- **EXERCISE PROMPT**:
Lines containing "components" are to be counted. Give the number and nothing more.

---------- STORED DATA ----------

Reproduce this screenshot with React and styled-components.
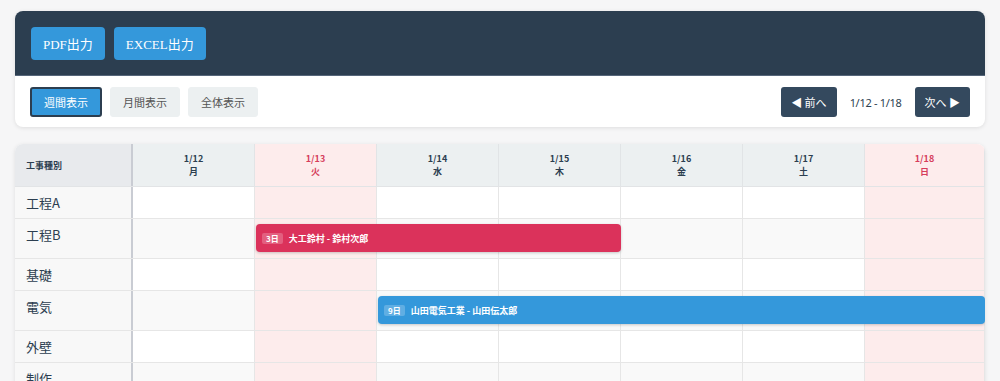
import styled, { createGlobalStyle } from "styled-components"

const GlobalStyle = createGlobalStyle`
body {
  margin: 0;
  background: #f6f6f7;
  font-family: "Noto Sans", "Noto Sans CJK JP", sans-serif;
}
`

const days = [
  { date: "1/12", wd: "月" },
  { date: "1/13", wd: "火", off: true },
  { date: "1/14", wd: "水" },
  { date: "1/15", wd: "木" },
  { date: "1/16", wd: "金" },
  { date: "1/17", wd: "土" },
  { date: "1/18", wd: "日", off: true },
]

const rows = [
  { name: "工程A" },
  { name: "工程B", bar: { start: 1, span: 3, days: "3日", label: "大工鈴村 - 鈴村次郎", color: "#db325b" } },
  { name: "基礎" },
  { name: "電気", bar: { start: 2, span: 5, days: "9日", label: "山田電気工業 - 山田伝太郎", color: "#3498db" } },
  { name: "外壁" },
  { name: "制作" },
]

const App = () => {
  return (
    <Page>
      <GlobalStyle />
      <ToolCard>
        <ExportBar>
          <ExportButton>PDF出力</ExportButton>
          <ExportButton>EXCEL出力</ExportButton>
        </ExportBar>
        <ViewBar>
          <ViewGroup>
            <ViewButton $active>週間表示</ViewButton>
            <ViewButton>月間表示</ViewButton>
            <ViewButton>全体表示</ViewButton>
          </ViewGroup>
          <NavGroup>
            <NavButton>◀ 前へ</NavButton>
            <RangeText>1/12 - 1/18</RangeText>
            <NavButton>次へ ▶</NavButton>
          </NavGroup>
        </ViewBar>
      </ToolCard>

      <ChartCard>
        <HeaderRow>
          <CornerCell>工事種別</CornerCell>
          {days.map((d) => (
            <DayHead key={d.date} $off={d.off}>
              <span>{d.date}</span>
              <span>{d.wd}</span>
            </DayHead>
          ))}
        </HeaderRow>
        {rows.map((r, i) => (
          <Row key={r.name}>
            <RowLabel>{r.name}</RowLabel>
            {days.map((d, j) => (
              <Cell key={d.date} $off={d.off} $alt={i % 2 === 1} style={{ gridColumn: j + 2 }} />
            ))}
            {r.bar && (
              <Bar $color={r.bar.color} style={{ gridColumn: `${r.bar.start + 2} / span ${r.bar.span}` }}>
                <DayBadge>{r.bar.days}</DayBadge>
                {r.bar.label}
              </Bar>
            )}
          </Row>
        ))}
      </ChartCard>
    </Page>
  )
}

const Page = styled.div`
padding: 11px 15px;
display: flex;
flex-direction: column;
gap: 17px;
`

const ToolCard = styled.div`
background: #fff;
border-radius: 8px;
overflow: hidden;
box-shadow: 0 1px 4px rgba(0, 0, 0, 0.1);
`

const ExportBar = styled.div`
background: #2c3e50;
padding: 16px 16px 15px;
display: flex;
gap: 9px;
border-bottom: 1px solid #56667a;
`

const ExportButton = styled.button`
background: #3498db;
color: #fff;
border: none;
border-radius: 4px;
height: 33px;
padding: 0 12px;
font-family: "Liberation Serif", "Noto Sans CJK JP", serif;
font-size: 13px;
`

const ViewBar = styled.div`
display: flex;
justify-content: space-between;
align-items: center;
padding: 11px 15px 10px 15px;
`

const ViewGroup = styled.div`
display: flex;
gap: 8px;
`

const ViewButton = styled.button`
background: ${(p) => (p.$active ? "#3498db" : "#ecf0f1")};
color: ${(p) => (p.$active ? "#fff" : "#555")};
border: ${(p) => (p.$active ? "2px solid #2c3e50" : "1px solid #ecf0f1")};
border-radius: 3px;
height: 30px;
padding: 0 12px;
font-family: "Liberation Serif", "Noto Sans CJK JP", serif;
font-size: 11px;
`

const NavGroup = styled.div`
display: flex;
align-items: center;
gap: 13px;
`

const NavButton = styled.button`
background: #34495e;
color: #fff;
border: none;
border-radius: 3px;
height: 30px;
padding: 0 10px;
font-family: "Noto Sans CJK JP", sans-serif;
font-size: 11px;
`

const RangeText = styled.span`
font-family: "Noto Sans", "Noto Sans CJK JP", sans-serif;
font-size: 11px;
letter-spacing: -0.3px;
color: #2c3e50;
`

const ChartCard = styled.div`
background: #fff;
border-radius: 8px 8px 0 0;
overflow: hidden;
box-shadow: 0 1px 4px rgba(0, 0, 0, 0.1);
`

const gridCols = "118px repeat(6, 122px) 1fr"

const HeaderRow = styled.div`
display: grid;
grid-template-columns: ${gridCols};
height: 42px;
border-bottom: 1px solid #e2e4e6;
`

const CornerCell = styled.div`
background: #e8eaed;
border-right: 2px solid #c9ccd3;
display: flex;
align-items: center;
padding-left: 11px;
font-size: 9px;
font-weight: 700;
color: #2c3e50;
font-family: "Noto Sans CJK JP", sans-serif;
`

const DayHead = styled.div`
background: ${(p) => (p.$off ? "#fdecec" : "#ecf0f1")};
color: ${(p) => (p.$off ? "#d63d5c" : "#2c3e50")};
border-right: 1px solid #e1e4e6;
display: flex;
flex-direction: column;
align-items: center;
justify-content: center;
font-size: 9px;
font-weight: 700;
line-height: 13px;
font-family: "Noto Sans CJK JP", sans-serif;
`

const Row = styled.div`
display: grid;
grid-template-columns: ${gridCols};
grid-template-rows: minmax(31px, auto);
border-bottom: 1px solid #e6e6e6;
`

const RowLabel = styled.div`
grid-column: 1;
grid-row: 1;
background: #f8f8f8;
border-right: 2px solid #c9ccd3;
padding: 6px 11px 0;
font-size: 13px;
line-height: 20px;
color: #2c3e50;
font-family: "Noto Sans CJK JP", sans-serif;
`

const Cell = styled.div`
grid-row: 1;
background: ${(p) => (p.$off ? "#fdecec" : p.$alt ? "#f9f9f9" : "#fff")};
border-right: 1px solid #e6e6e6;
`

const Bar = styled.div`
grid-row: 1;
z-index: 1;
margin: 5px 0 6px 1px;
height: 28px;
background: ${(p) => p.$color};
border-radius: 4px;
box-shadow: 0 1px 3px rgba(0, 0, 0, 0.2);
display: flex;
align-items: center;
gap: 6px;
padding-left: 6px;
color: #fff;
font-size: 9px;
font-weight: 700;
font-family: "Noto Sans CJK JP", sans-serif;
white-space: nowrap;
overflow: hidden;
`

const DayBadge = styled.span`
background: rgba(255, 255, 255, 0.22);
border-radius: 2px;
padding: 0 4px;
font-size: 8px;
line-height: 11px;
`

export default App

----------

- **WRITTEN ANSWER**:
2